A coalition of former Republican officials and a longtime third-party candidate are pushing a pair of constitutional amendment ballot initiatives for the 2024 cycle that would fundamentally alter Montana’s elections in what they describe as an effort to “reform our broken political system.”
The most substantive proposal would create a system of top-four open primaries for most state and federal elections in Montana, regardless of party. That would replace the current system — in which a voter can participate in the partisan primary of their choice — with a primary akin to those the state holds for judicial elections.
Under the proposal, the four candidates with the most votes would advance to the general election, whether Democrat, Republican or otherwise, something the initiative backers say would create a more pluralistic government that doesn’t concentrate power in the hands of party leadership.
“We think Montanans have the right to demand responsiveness from their government and to insist on the benefits of competition when it comes to the people that represent them,” former Kalispell GOP lawmaker Frank Garner, one of the initiative backers, said in an interview Tuesday. “Here’s some breaking news: Not everybody feels served by their government. We need a system that serves the people and not the politicians.”
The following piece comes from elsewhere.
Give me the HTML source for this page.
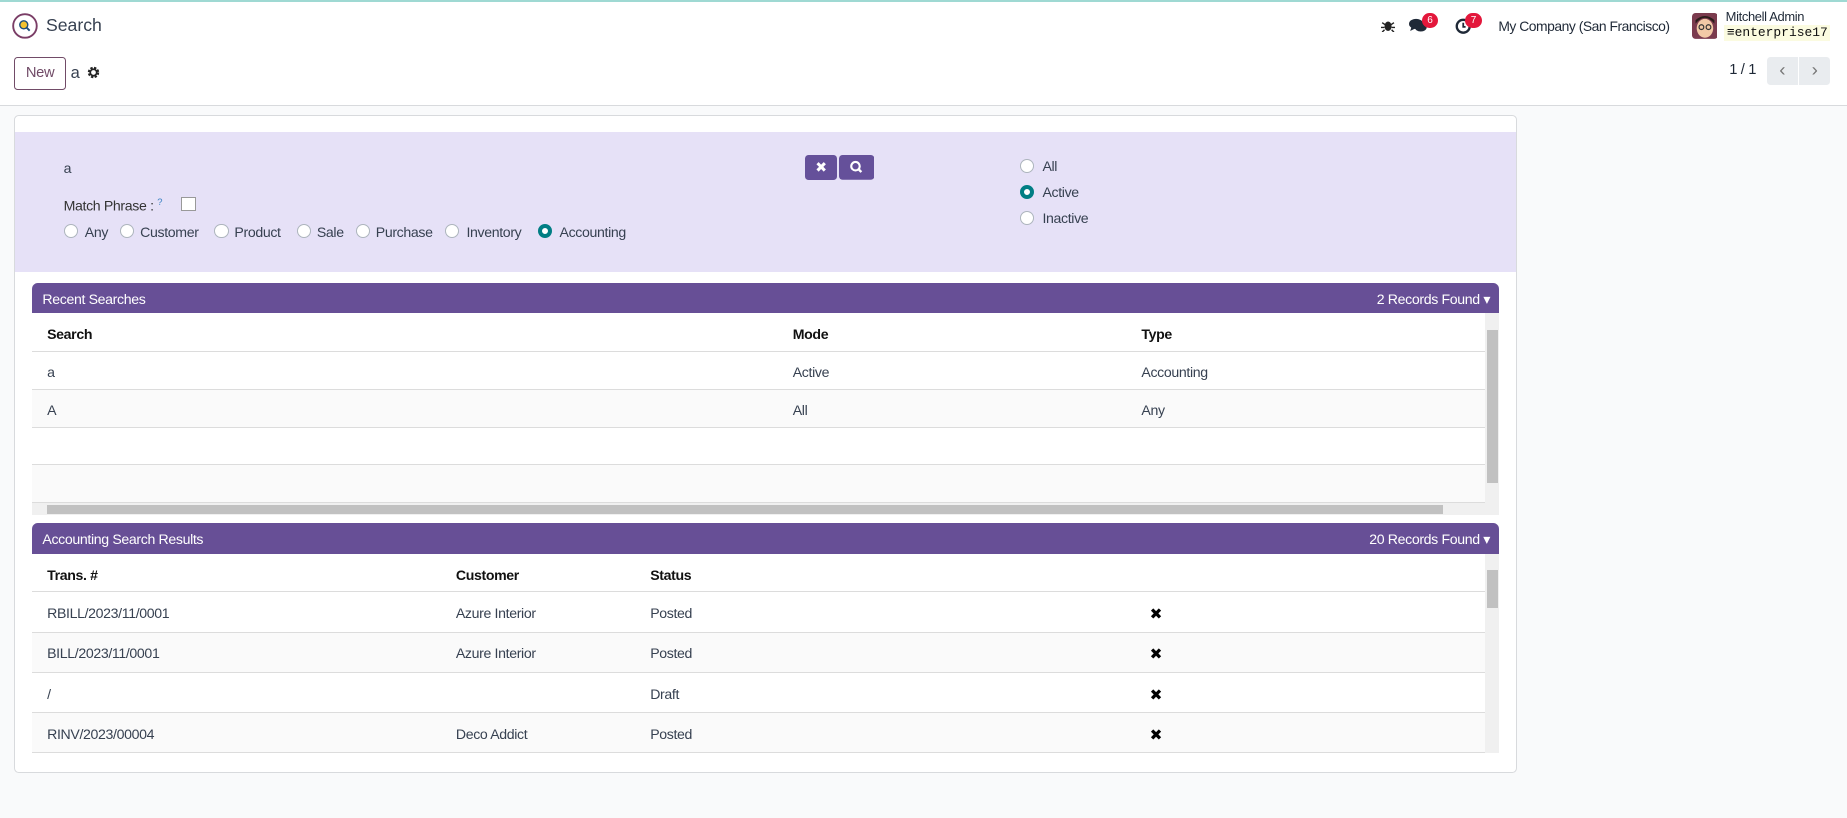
<!DOCTYPE html>
<html><head><meta charset="utf-8">
<style>
*{box-sizing:border-box;margin:0;padding:0}
html,body{width:1847px;height:818px;overflow:hidden;background:#f9fafb}
#w{width:1568px;height:694px;zoom:1.17793;position:relative;font-family:"Liberation Sans","DejaVu Sans",sans-serif;font-size:12px;letter-spacing:-0.3px;color:#374151;background:#f9fafb}
.a{position:absolute;white-space:nowrap}
.top{position:absolute;left:0;top:0;width:1568px;height:90px;background:#fff;border-bottom:1px solid #d8dadd}
.teal{position:absolute;left:0;top:0;width:1568px;height:2px;background:#9fd9d3}
.badge{position:absolute;background:#e3173b;color:#fff;border-radius:8px;font-size:8.5px;min-width:14px;height:13px;text-align:center;line-height:13px;letter-spacing:0}
.card{position:absolute;left:12px;top:98px;width:1276px;height:558px;background:#fff;border:1px solid #d8dadd;border-radius:4px}
.lav{position:absolute;left:13px;top:112px;width:1274px;height:119px;background:#e6e1f7}
.rad{position:absolute;width:12px;height:12px;border-radius:50%;border:1px solid #adb5bd;background:#fff}
.rad.on{border:3.5px solid #017e84;background:#fff}
.hdr{position:absolute;left:27px;width:1246px;height:26px;background:#674f96;color:#fff;border-radius:5px 5px 0 0}
.hdr span{top:7px!important}
.row{position:absolute;left:27px;width:1234px;border-bottom:1px solid #dcdcdc}
.row span{margin-top:2px}
.alt{background:#fafafa}
.th{font-weight:bold;color:#111}
.sb{position:absolute;background:#f0f0f0}
.thumb{position:absolute;background:#c1c1c1}
.x{font-weight:bold;color:#000;font-size:13px}
</style></head><body><div id="w">
<div class="top"></div><div class="teal"></div>
<svg class="a" style="left:10px;top:11px" width="22" height="22" viewBox="0 0 22 22"><circle cx="11" cy="11" r="10" fill="#fff" stroke="#7a3d66" stroke-width="1.6"/><circle cx="10" cy="10" r="3.4" fill="#f2c230" stroke="#1d4d7a" stroke-width="1.2"/><line x1="12.5" y1="12.5" x2="15" y2="15" stroke="#1d4d7a" stroke-width="1.6"/></svg>
<div class="a" style="left:39px;top:13px;font-size:15px;color:#374151;letter-spacing:0">Search</div>
<svg class="a" style="left:1172px;top:15px" width="12" height="12" viewBox="0 0 12 12"><ellipse cx="6" cy="7" rx="3" ry="4" fill="#222"/><path d="M1 4l3 2M11 4l-3 2M0 8h3M12 8H9M1 12l2-2M11 12l-2-2" stroke="#222" stroke-width="1.2"/></svg>
<svg class="a" style="left:1196px;top:15px" width="16" height="14" viewBox="0 0 16 14"><ellipse cx="6" cy="5" rx="6" ry="4.3" fill="#1f2937"/><path d="M2 8l-1 3 4-2z" fill="#1f2937"/><ellipse cx="10" cy="8" rx="5" ry="3.5" fill="#1f2937"/></svg>
<div class="badge" style="left:1207px;top:11px">6</div>
<svg class="a" style="left:1235px;top:15px" width="14" height="14" viewBox="0 0 14 14"><circle cx="7" cy="7" r="5.5" fill="none" stroke="#1f2937" stroke-width="2"/><path d="M7 4v3.5h2" stroke="#1f2937" stroke-width="1.5" fill="none"/></svg>
<div class="badge" style="left:1244px;top:11px">7</div>
<div class="a" style="left:1272px;top:15px;font-size:11.8px;letter-spacing:-0.4px;color:#1f2937">My Company (San Francisco)</div>
<svg class="a" style="left:1436px;top:11px" width="22" height="22" viewBox="0 0 22 22"><rect width="22" height="22" rx="3" fill="#7b3b4e"/><ellipse cx="11" cy="13" rx="7" ry="8" fill="#f2c9a6"/><path d="M3 9q8-10 16 0v-3q-8-7-16 0z" fill="#2a1d1a"/><circle cx="8" cy="12" r="2" fill="none" stroke="#333"/><circle cx="14" cy="12" r="2" fill="none" stroke="#333"/></svg>
<div class="a" style="left:1465px;top:8px;font-size:11px;color:#1f2937">Mitchell Admin</div>
<div class="a" style="left:1464px;top:21px;height:14px;background:#fbfbe0;font-family:'Liberation Mono',monospace;font-size:11px;color:#111;padding:0 2px;line-height:14px;letter-spacing:0">&#8801;enterprise17</div>
<div class="a" style="left:12px;top:48px;width:44px;height:28px;border:1px solid #714b67;border-radius:3px;color:#714b67;text-align:center;line-height:26px;font-size:12.5px">New</div>
<div class="a" style="left:60px;top:54px;font-size:14px;color:#374151">a</div>
<svg class="a" style="left:74px;top:56px" width="11" height="11" viewBox="0 0 12 12"><circle cx="6" cy="6" r="4" fill="none" stroke="#222" stroke-width="2.6" stroke-dasharray="2 1.2"/><circle cx="6" cy="6" r="3" fill="none" stroke="#222" stroke-width="1.6"/></svg>
<div class="a" style="left:1468px;top:53px;font-size:12.5px;color:#1f2937">1 / 1</div>
<div class="a" style="left:1500px;top:48px;width:26px;height:24px;background:#e9ecef;border-radius:3px 0 0 3px;color:#777;text-align:center;line-height:22px;font-size:16px">&#8249;</div>
<div class="a" style="left:1527px;top:48px;width:27px;height:24px;background:#e9ecef;border-radius:0 3px 3px 0;color:#777;text-align:center;line-height:22px;font-size:16px">&#8250;</div>

<div class="card"></div>
<div class="lav"></div>
<div class="a" style="left:54px;top:136px">a</div>
<div class="a" style="left:54px;top:166px;color:#333">Match Phrase : <sup style="color:#3b82c4;font-size:8px">?</sup></div>
<div class="a" style="left:154px;top:167px;width:12px;height:12px;border:1px solid #999;background:#fff"></div>
<div class="rad" style="left:54px;top:190px"></div><div class="a" style="left:72px;top:190px">Any</div>
<div class="rad" style="left:102px;top:190px"></div><div class="a" style="left:119px;top:190px">Customer</div>
<div class="rad" style="left:182px;top:190px"></div><div class="a" style="left:199px;top:190px">Product</div>
<div class="rad" style="left:252px;top:190px"></div><div class="a" style="left:269px;top:190px">Sale</div>
<div class="rad" style="left:302px;top:190px"></div><div class="a" style="left:319px;top:190px">Purchase</div>
<div class="rad" style="left:378px;top:190px"></div><div class="a" style="left:396px;top:190px">Inventory</div>
<div class="rad on" style="left:457px;top:190px"></div><div class="a" style="left:475px;top:190px">Accounting</div>
<div class="a" style="left:683px;top:132px;width:28px;height:21px;background:#65509a;border-radius:3px;color:#fff;text-align:center;line-height:21px;font-weight:bold;font-size:12px">&#10006;</div>
<svg class="a" style="left:712px;top:132px" width="30" height="21" viewBox="0 0 30 21"><rect width="30" height="21" rx="3" fill="#65509a"/><circle cx="14" cy="9.5" r="3.6" fill="none" stroke="#fff" stroke-width="1.8"/><line x1="16.6" y1="12.1" x2="19" y2="14.5" stroke="#fff" stroke-width="2"/></svg>
<div class="rad" style="left:866px;top:135px"></div><div class="a" style="left:885px;top:134px">All</div>
<div class="rad on" style="left:866px;top:157px"></div><div class="a" style="left:885px;top:156px">Active</div>
<div class="rad" style="left:866px;top:179px"></div><div class="a" style="left:885px;top:178px">Inactive</div>

<div class="hdr" style="top:240px"><span class="a" style="left:9px;top:6px">Recent Searches</span><span class="a" style="right:8px;top:6px">2 Records Found &#9662;</span></div>
<div class="row" style="top:266px;height:33px"><span class="a th" style="left:13px;top:9px">Search</span><span class="a th" style="left:646px;top:9px">Mode</span><span class="a th" style="left:942px;top:9px">Type</span></div>
<div class="row" style="top:299px;height:32px"><span class="a" style="left:13px;top:8px">a</span><span class="a" style="left:646px;top:8px">Active</span><span class="a" style="left:942px;top:8px">Accounting</span></div>
<div class="row alt" style="top:331px;height:32px"><span class="a" style="left:13px;top:8px">A</span><span class="a" style="left:646px;top:8px">All</span><span class="a" style="left:942px;top:8px">Any</span></div>
<div class="row" style="top:363px;height:32px"></div>
<div class="row alt" style="top:395px;height:32px"></div>
<div class="sb" style="left:1261px;top:266px;width:12px;height:171px"></div>
<div class="thumb" style="left:1262px;top:280px;width:10px;height:130px"></div>
<div class="sb" style="left:27px;top:427px;width:1234px;height:10px"></div>
<div class="thumb" style="left:40px;top:429px;width:1185px;height:7px"></div>

<div class="hdr" style="top:444px"><span class="a" style="left:9px;top:6px">Accounting Search Results</span><span class="a" style="right:8px;top:6px">20 Records Found &#9662;</span></div>
<div class="row" style="top:470px;height:33px"><span class="a th" style="left:13px;top:9px">Trans. #</span><span class="a th" style="left:360px;top:9px">Customer</span><span class="a th" style="left:525px;top:9px">Status</span></div>
<div class="row" style="top:503px;height:34px"><span class="a" style="left:13px;top:9px">RBILL/2023/11/0001</span><span class="a" style="left:360px;top:9px">Azure Interior</span><span class="a" style="left:525px;top:9px">Posted</span><span class="a x" style="left:949px;top:9px">&#10006;</span></div>
<div class="row alt" style="top:537px;height:34px"><span class="a" style="left:13px;top:9px">BILL/2023/11/0001</span><span class="a" style="left:360px;top:9px">Azure Interior</span><span class="a" style="left:525px;top:9px">Posted</span><span class="a x" style="left:949px;top:9px">&#10006;</span></div>
<div class="row" style="top:571px;height:34px"><span class="a" style="left:13px;top:9px">/</span><span class="a" style="left:525px;top:9px">Draft</span><span class="a x" style="left:949px;top:9px">&#10006;</span></div>
<div class="row alt" style="top:605px;height:34px"><span class="a" style="left:13px;top:9px">RINV/2023/00004</span><span class="a" style="left:360px;top:9px">Deco Addict</span><span class="a" style="left:525px;top:9px">Posted</span><span class="a x" style="left:949px;top:9px">&#10006;</span></div>
<div class="sb" style="left:1261px;top:470px;width:12px;height:169px"></div>
<div class="thumb" style="left:1262px;top:484px;width:10px;height:32px"></div>
</div></body></html>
The second initiative would amend the Montana Constitution to require that winners of general elections receive a majority of the vote, as opposed to simply the most votes. The proposal assigns the Legislature the task of figuring out what happens if nobody gets more than 50% of the vote. That could mean holding a traditional runoff election or holding instant runoffs — a process more commonly known as ranked-choice voting, in which voters rank the candidates in order of preference until one candidate receives more than 50%. Such a process has become increasingly popular in states across the country, often to the chagrin of the party in power and of activists on the wings of both parties who rely on the deeply ideological primary electorate to bring their ideas to the fore. In Montana, Republicans during the 2023 legislative session passed a ban on the system that lawmakers would have to reverse in 2025 if they desire to implement ranked-choice voting under the ballot initiative, should it pass.
Collectively, Garner said, the changes would give more voters more freedom to elect candidates of their choice and ensure that the winning candidate actually has some version of majority support. Under the current system, he said, the small number of voters who actively participate in partisan primaries dictate the candidates available to the general electorate, creating a loop of increasing extremism.
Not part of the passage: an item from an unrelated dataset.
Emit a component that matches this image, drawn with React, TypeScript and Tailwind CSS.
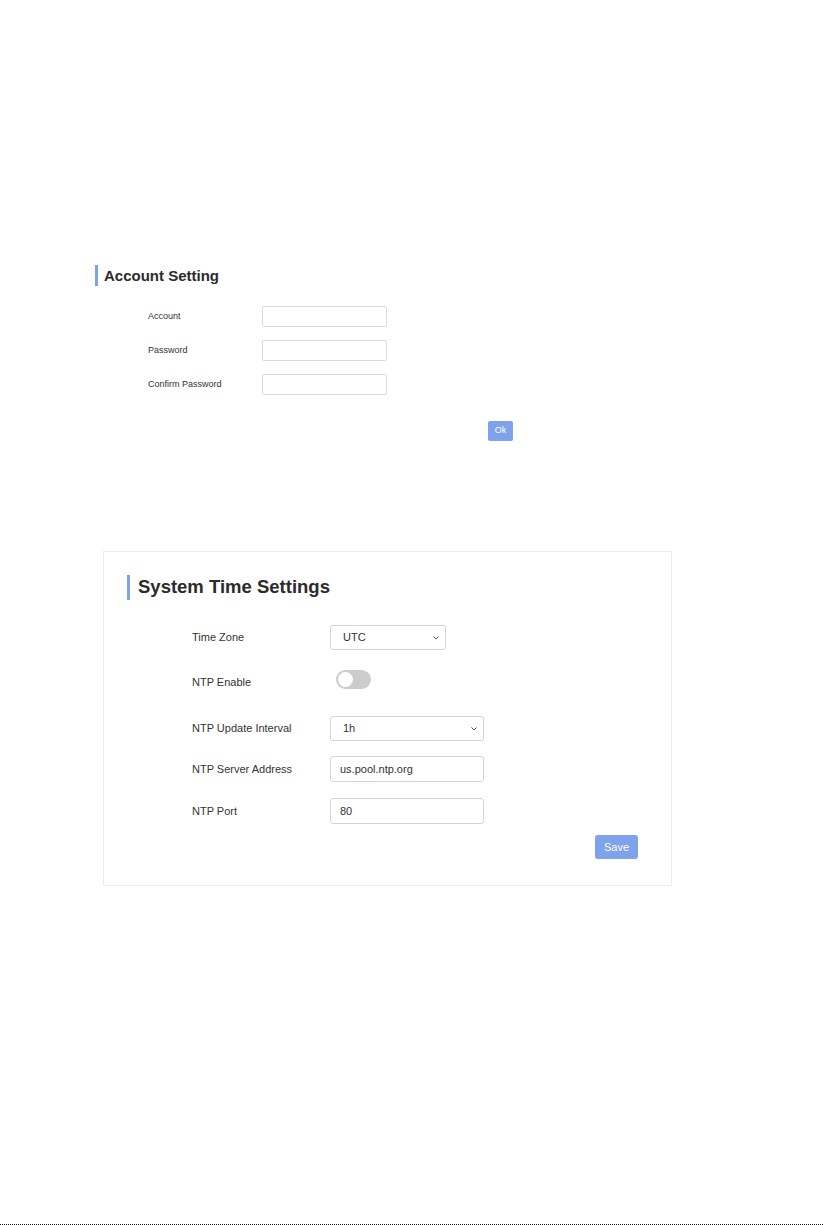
const SelectBox = ({ value, width }: { value: string; width: string }) => (
  <div
    className={`${width} h-[25px] flex items-center justify-between pl-[12px] pr-[6px] border border-[#d4d4d4] rounded-[3px] bg-white text-[11px] text-[#333]`}
  >
    <span>{value}</span>
    <svg width="6" height="4" viewBox="0 0 6 4" fill="none">
      <path d="M0.5 0.5 L3 3 L5.5 0.5" stroke="#555" strokeWidth="1" />
    </svg>
  </div>
);

const TextBox = ({ value }: { value: string }) => (
  <div className="w-[154px] h-[26px] flex items-center px-[9px] border border-[#d4d4d4] rounded-[3px] bg-white text-[11px] text-[#333]">
    {value}
  </div>
);

const AccountRow = ({ label }: { label: string }) => (
  <div className="flex items-center h-[21px]">
    <span className="w-[114px] text-[9px] text-[#333]">{label}</span>
    <div className="w-[125px] h-[21px] border border-[#dcdcdc] rounded-[2px] bg-white" />
  </div>
);

const App = () => {
  return (
    <div
      className="w-[823px] h-[1225px] bg-white flex flex-col relative"
      style={{ fontFamily: '"Liberation Sans", Arial, sans-serif' }}
    >
      {/* account block */}
      <div className="mt-[265px] ml-[95px] flex flex-col">
        <div className="border-l-[3px] border-[#7ea2ec] pl-[6px] h-[21px] flex items-center">
          <h2 className="text-[15px] font-bold text-[#2b2b2b] leading-none">Account Setting</h2>
        </div>
        <div className="ml-[53px] mt-[20px] flex flex-col gap-[13px]">
          <AccountRow label="Account" />
          <AccountRow label="Password" />
          <AccountRow label="Confirm Password" />
        </div>
        <div className="ml-[393px] mt-[26px]">
          <button className="w-[25px] h-[20px] rounded-[2px] bg-[#7ea2ec] text-white text-[9px] flex items-center justify-center">
            Ok
          </button>
        </div>
      </div>

      {/* system time card */}
      <div className="mt-[110px] ml-[103px] w-[569px] border border-[#ececec] pt-[23px] pb-[26px] pl-[23px] pr-[33px] flex flex-col">
        <div className="border-l-[3px] border-[#7ea2ec] pl-[8px] h-[25px] flex items-center">
          <h2 className="text-[18.5px] font-bold text-[#2b2b2b] leading-none">System Time Settings</h2>
        </div>

        <div className="ml-[65px] flex flex-col text-[11px] text-[#333]">
          <div className="flex items-center mt-[25px]">
            <span className="w-[138px]">Time Zone</span>
            <SelectBox value="UTC" width="w-[116px]" />
          </div>

          <div className="flex items-start mt-[20px] h-[19px]">
            <span className="w-[144px] pt-[6px] leading-[13px]">NTP Enable</span>
            <div className="w-[35px] h-[19px] rounded-full bg-[#cccccc] flex items-center pl-[2px]">
              <div className="w-[15px] h-[15px] rounded-full bg-white" />
            </div>
          </div>

          <div className="flex items-center mt-[27px]">
            <span className="w-[138px]">NTP Update Interval</span>
            <SelectBox value="1h" width="w-[154px]" />
          </div>

          <div className="flex items-center mt-[15px]">
            <span className="w-[138px]">NTP Server Address</span>
            <TextBox value="us.pool.ntp.org" />
          </div>

          <div className="flex items-center mt-[16px]">
            <span className="w-[138px]">NTP Port</span>
            <TextBox value="80" />
          </div>
        </div>

        <div className="flex justify-end mt-[11px]">
          <button className="w-[43px] h-[24px] rounded-[3px] bg-[#7ea2ec] text-white text-[11px] flex items-center justify-center">
            Save
          </button>
        </div>
      </div>

      {/* page edge */}
      <div className="absolute left-0 right-0 bottom-0 h-px border-b border-dotted border-[#111]" />
    </div>
  );
};

export default App;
“We’re always talking about how competition is a good thing, except when it comes to us,” Garner said.
If the top-four initiative is passed, Montana’s electoral system would resemble that of Alaska, where voters in 2020 approved a ballot measure creating top-four primaries, albeit by slim margins. That initiative, though, also instituted a ranked-choice general election, which is currently illegal in Montana.
The sponsors of the initiatives include several fixtures of the comparatively moderate wing of the GOP in Montana, including Garner and former lawmakers Rob Cook, Bruce Tutvedt and Bruce Grubbs. The other sponsors are Pondera County Republican activist and former state GOP central committee member Ted Kronebusch and former legislative and congressional candidate Doug Campbell, who has run for office in the past as a Libertarian, a Green and as an independent.
The top-four primary initiative would also add language to the Montana Constitution capping the signatures required to qualify for the primary ballot at 5% of the votes received by the winning candidate in the last election, something that would primarily benefit unaffiliated and third-party candidates who don’t automatically qualify for the ballot under state law. That threshold exists under current statute, but lawmakers have attempted to increase it in the past, including during the 2023 legislative session.
Campbell said that change would prevent the Republican and Democratic parties from manipulating the law in order to prevent third-party candidates from reaching the ballot. He said the two “minority parties” unfairly see third-party candidates as spoilers, and assume that Libertarians will sap Republican votes and Green Party candidates will take support from Democrats.
“If you have been an independent or third-party voter for a long time, you’re just not gonna vote for an R or D. The thought that ‘Well, if we don’t have that option, I’m going to pick someone else,’ is fallacious,” Campbell said. “When you have nothing but ugly candidates, you simply check out, you don’t participate.”
He said he realizes that a top-four primary may not advance third-party and unaffiliated candidates to the ballot in the general election, but it would at least ensure that voters have additional choices beyond the top Republican and Democratic candidates.
“Having a top-four, that gives us an opportunity to see somebody other than just the shoe-ins from the two parties,” he said.
The sponsors submitted the initiatives to Montana’s secretary of state last week. The proposals will need to pass a legal review by Attorney General Austin Knudsen, among other hurdles, before the sponsors can begin gathering signatures to qualify for the ballot in 2024.